- [Aim]:
Output each line exactly as it appears, skipping any embedded picture.

- [Data section]:
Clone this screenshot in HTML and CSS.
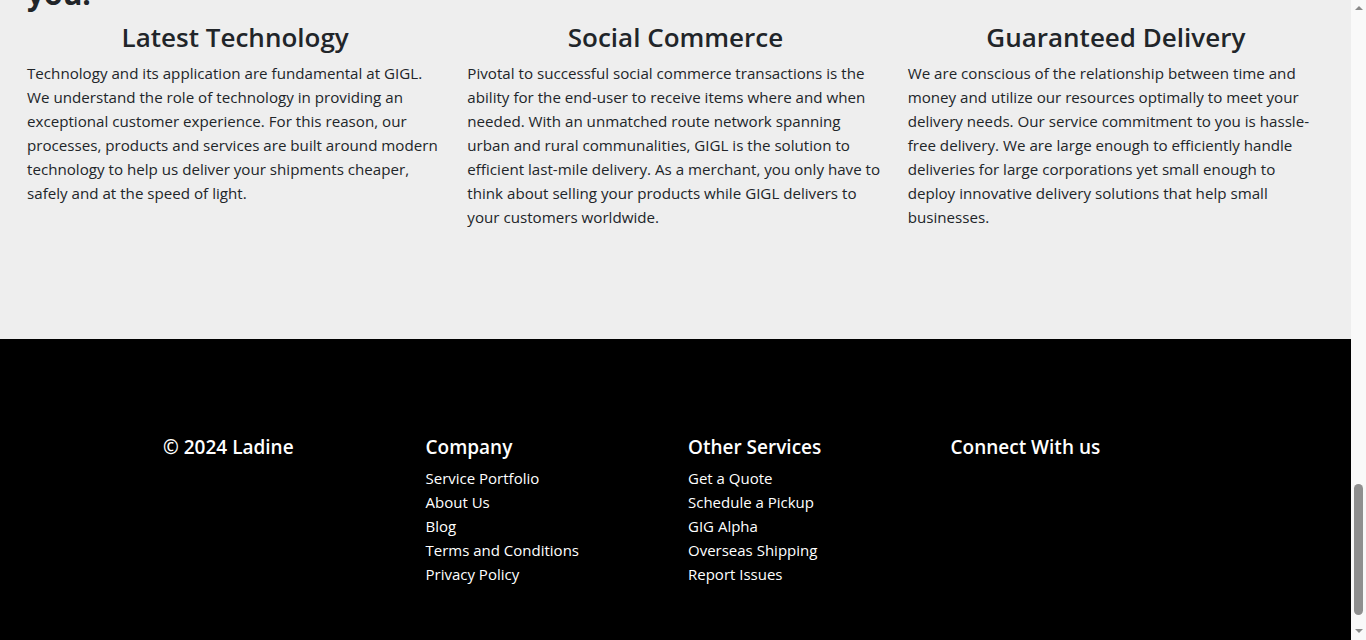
FILE: index.html
```html
<!DOCTYPE html>
<html lang="en">
<head>
<meta charset="utf-8">
<title>GIGL</title>
<link rel="stylesheet" href="styles.css">
</head>
<body>
<div class="viewport">
  <section class="why">
    <h2 class="why-title">you.</h2>
    <div class="features">
      <div class="feature">
        <h3>Latest Technology</h3>
        <p>Technology and its application are fundamental at GIGL. We understand the role of technology in providing an exceptional customer experience. For this reason, our processes, products and services are built around modern technology to help us deliver your shipments cheaper, safely and at the speed of light.</p>
      </div>
      <div class="feature">
        <h3>Social Commerce</h3>
        <p>Pivotal to successful social commerce transactions is the ability for the end-user to receive items where and when needed. With an unmatched route network spanning urban and rural communalities, GIGL is the solution to efficient last-mile delivery. As a merchant, you only have to think about selling your products while GIGL delivers to your customers worldwide.</p>
      </div>
      <div class="feature">
        <h3>Guaranteed Delivery</h3>
        <p>We are conscious of the relationship between time and money and utilize our resources optimally to meet your delivery needs. Our service commitment to you is hassle-free delivery. We are large enough to efficiently handle deliveries for large corporations yet small enough to deploy innovative delivery solutions that help small businesses.</p>
      </div>
    </div>
  </section>
  <footer class="footer">
    <div class="footer-inner">
      <div class="footer-col">
        <h4>© 2024 Ladine</h4>
      </div>
      <div class="footer-col">
        <h4>Company</h4>
        <ul>
          <li><a href="#">Service Portfolio</a></li>
          <li><a href="#">About Us</a></li>
          <li><a href="#">Blog</a></li>
          <li><a href="#">Terms and Conditions</a></li>
          <li><a href="#">Privacy Policy</a></li>
        </ul>
      </div>
      <div class="footer-col">
        <h4>Other Services</h4>
        <ul>
          <li><a href="#">Get a Quote</a></li>
          <li><a href="#">Schedule a Pickup</a></li>
          <li><a href="#">GIG Alpha</a></li>
          <li><a href="#">Overseas Shipping</a></li>
          <li><a href="#">Report Issues</a></li>
        </ul>
      </div>
      <div class="footer-col">
        <h4>Connect With us</h4>
      </div>
    </div>
  </footer>
</div>
<div class="scrollbar" aria-hidden="true">
  <span class="sb-arrow sb-up"></span>
  <span class="sb-track">
    <span class="sb-thumb"></span>
  </span>
  <span class="sb-arrow sb-down"></span>
</div>
</body>
</html>
```
FILE: styles.css
```css
html, body {
  margin: 0;
  padding: 0;
}
body {
  display: flex;
  height: 100vh;
  overflow: hidden;
  background: #eeeeee;
  font-family: "Open Sans", "Noto Sans", sans-serif;
  color: #212529;
}
.viewport {
  flex: 1;
  min-width: 0;
  display: flex;
  flex-direction: column;
  justify-content: flex-end;
  overflow: hidden;
}
.why {
  flex-shrink: 0;
  padding: 0 27px 110px;
}
.why-title {
  margin: 0;
  font-size: 30px;
  font-weight: 700;
  line-height: 36px;
}
.features {
  display: grid;
  grid-template-columns: repeat(3, 1fr);
  column-gap: 24px;
  margin-top: 10px;
}
.feature h3 {
  margin: 0 0 8px;
  font-size: 26px;
  font-weight: 600;
  line-height: 31px;
  text-align: center;
}
.feature p {
  margin: 0;
  font-size: 15.15px;
  line-height: 24px;
}
.footer {
  flex-shrink: 0;
  background: #000;
  color: #fff;
  height: 301px;
  box-sizing: border-box;
  padding-top: 97px;
}
.footer-inner {
  width: 1050px;
  margin: 0 auto;
  display: grid;
  grid-template-columns: repeat(4, 1fr);
}
.footer-col {
  padding: 0 12.5px;
}
.footer-col h4 {
  margin: 0 0 7px;
  font-size: 19px;
  font-weight: 600;
  line-height: 23px;
}
.footer-col ul {
  list-style: none;
  margin: 0;
  padding: 0;
}
.footer-col li {
  font-size: 15px;
  line-height: 24px;
}
.footer-col a {
  color: #fff;
  text-decoration: none;
}
.scrollbar {
  width: 15px;
  flex-shrink: 0;
  background: #f9f9f9;
  display: flex;
  flex-direction: column;
  align-items: center;
  padding: 6px 0 7px;
  box-sizing: border-box;
}
.sb-arrow {
  width: 0;
  height: 0;
  border-left: 4.5px solid transparent;
  border-right: 4.5px solid transparent;
}
.sb-up {
  border-bottom: 4.5px solid #8a8a8a;
}
.sb-down {
  border-top: 4.5px solid #8a8a8a;
}
.sb-track {
  flex: 1;
  display: flex;
  flex-direction: column;
  justify-content: flex-end;
  padding-bottom: 14px;
}
.sb-thumb {
  width: 9px;
  height: 131px;
  border-radius: 4.5px;
  background: #8f8f8f;
}
```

- [Complete output]:
Clone this screenshot in HTML and CSS.
FILE: index.html
```html
<!DOCTYPE html>
<html lang="en">
<head>
<meta charset="utf-8">
<title>GIGL</title>
<link rel="stylesheet" href="styles.css">
</head>
<body>
<div class="viewport">
  <section class="why">
    <h2 class="why-title">you.</h2>
    <div class="features">
      <div class="feature">
        <h3>Latest Technology</h3>
        <p>Technology and its application are fundamental at GIGL. We understand the role of technology in providing an exceptional customer experience. For this reason, our processes, products and services are built around modern technology to help us deliver your shipments cheaper, safely and at the speed of light.</p>
      </div>
      <div class="feature">
        <h3>Social Commerce</h3>
        <p>Pivotal to successful social commerce transactions is the ability for the end-user to receive items where and when needed. With an unmatched route network spanning urban and rural communalities, GIGL is the solution to efficient last-mile delivery. As a merchant, you only have to think about selling your products while GIGL delivers to your customers worldwide.</p>
      </div>
      <div class="feature">
        <h3>Guaranteed Delivery</h3>
        <p>We are conscious of the relationship between time and money and utilize our resources optimally to meet your delivery needs. Our service commitment to you is hassle-free delivery. We are large enough to efficiently handle deliveries for large corporations yet small enough to deploy innovative delivery solutions that help small businesses.</p>
      </div>
    </div>
  </section>
  <footer class="footer">
    <div class="footer-inner">
      <div class="footer-col">
        <h4>© 2024 Ladine</h4>
      </div>
      <div class="footer-col">
        <h4>Company</h4>
        <ul>
          <li><a href="#">Service Portfolio</a></li>
          <li><a href="#">About Us</a></li>
          <li><a href="#">Blog</a></li>
          <li><a href="#">Terms and Conditions</a></li>
          <li><a href="#">Privacy Policy</a></li>
        </ul>
      </div>
      <div class="footer-col">
        <h4>Other Services</h4>
        <ul>
          <li><a href="#">Get a Quote</a></li>
          <li><a href="#">Schedule a Pickup</a></li>
          <li><a href="#">GIG Alpha</a></li>
          <li><a href="#">Overseas Shipping</a></li>
          <li><a href="#">Report Issues</a></li>
        </ul>
      </div>
      <div class="footer-col">
        <h4>Connect With us</h4>
      </div>
    </div>
  </footer>
</div>
<div class="scrollbar" aria-hidden="true">
  <span class="sb-arrow sb-up"></span>
  <span class="sb-track">
    <span class="sb-thumb"></span>
  </span>
  <span class="sb-arrow sb-down"></span>
</div>
</body>
</html>
```
FILE: styles.css
```css
html, body {
  margin: 0;
  padding: 0;
}
body {
  display: flex;
  height: 100vh;
  overflow: hidden;
  background: #eeeeee;
  font-family: "Open Sans", "Noto Sans", sans-serif;
  color: #212529;
}
.viewport {
  flex: 1;
  min-width: 0;
  display: flex;
  flex-direction: column;
  justify-content: flex-end;
  overflow: hidden;
}
.why {
  flex-shrink: 0;
  padding: 0 27px 110px;
}
.why-title {
  margin: 0;
  font-size: 30px;
  font-weight: 700;
  line-height: 36px;
}
.features {
  display: grid;
  grid-template-columns: repeat(3, 1fr);
  column-gap: 24px;
  margin-top: 10px;
}
.feature h3 {
  margin: 0 0 8px;
  font-size: 26px;
  font-weight: 600;
  line-height: 31px;
  text-align: center;
}
.feature p {
  margin: 0;
  font-size: 15.15px;
  line-height: 24px;
}
.footer {
  flex-shrink: 0;
  background: #000;
  color: #fff;
  height: 301px;
  box-sizing: border-box;
  padding-top: 97px;
}
.footer-inner {
  width: 1050px;
  margin: 0 auto;
  display: grid;
  grid-template-columns: repeat(4, 1fr);
}
.footer-col {
  padding: 0 12.5px;
}
.footer-col h4 {
  margin: 0 0 7px;
  font-size: 19px;
  font-weight: 600;
  line-height: 23px;
}
.footer-col ul {
  list-style: none;
  margin: 0;
  padding: 0;
}
.footer-col li {
  font-size: 15px;
  line-height: 24px;
}
.footer-col a {
  color: #fff;
  text-decoration: none;
}
.scrollbar {
  width: 15px;
  flex-shrink: 0;
  background: #f9f9f9;
  display: flex;
  flex-direction: column;
  align-items: center;
  padding: 6px 0 7px;
  box-sizing: border-box;
}
.sb-arrow {
  width: 0;
  height: 0;
  border-left: 4.5px solid transparent;
  border-right: 4.5px solid transparent;
}
.sb-up {
  border-bottom: 4.5px solid #8a8a8a;
}
.sb-down {
  border-top: 4.5px solid #8a8a8a;
}
.sb-track {
  flex: 1;
  display: flex;
  flex-direction: column;
  justify-content: flex-end;
  padding-bottom: 14px;
}
.sb-thumb {
  width: 9px;
  height: 131px;
  border-radius: 4.5px;
  background: #8f8f8f;
}
```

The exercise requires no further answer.